A tarot journal that still makes sense a week later
A good tarot journal captures the question, the spread, the action, and the review. Here is a practical format for readings you can revisit.
The question matters more than the answer
When you write about “tarot journal”, do not polish the reading until it sounds wise. Keep the scene: waiting for a reply, drafting a resignation note, or pushing through a tired afternoon while pretending it is fine.
For this reading, ask what “tarot journal” helps you notice, not what it can decide for you.
A useful note separates facts from guesses. “They have not replied in three days” is different from “this is over.” Tarot can help you see when a guess has been dressed up as certainty.
Keep only the part you can act on
- Write the situation before the card name.
- Separate facts, guesses, and actions into three lines.
- Give the action twenty-four or forty-eight hours before asking again.
- Reread next week; do not keep editing the note until it says what you wanted.
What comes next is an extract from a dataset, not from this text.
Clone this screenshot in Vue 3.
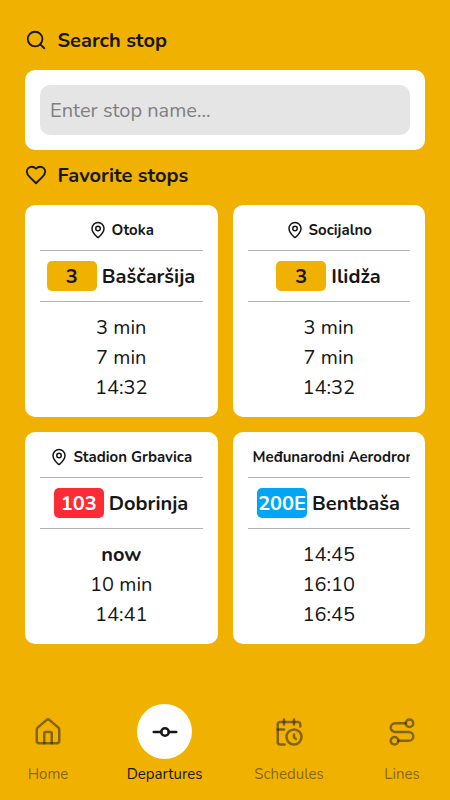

The note is not there to prove tarot was accurate. It is there so you can see how you were thinking when you made the choice.
Slow the reading down
When “tarot journal” is the question, pause before pulling another card. Name the real scene first: waiting for a reply, preparing for a boundary conversation, counting the cost of a job change, or trying to restart a plan that has been stuck for weeks. A concrete scene keeps the card from turning into a dramatic verdict.
- Write three facts that have already happened; keep guesses out of that line.
- Put the conclusion you fear on its own line and mark it as a fear, not evidence.
- Choose one action you can take within twenty-four hours: ask for timing, stop checking a status, sort the documents, or rest before deciding.
- Leave the part you cannot control blank instead of asking the cards to speak for someone else.
If the reading leaves your body tighter, your sleep worse, or your hand reaching for another pull, stop there. Tarot can help you observe a pattern, but it should not push you back into the same loop. Come back when reality gives you a new conversation, condition, or piece of feedback.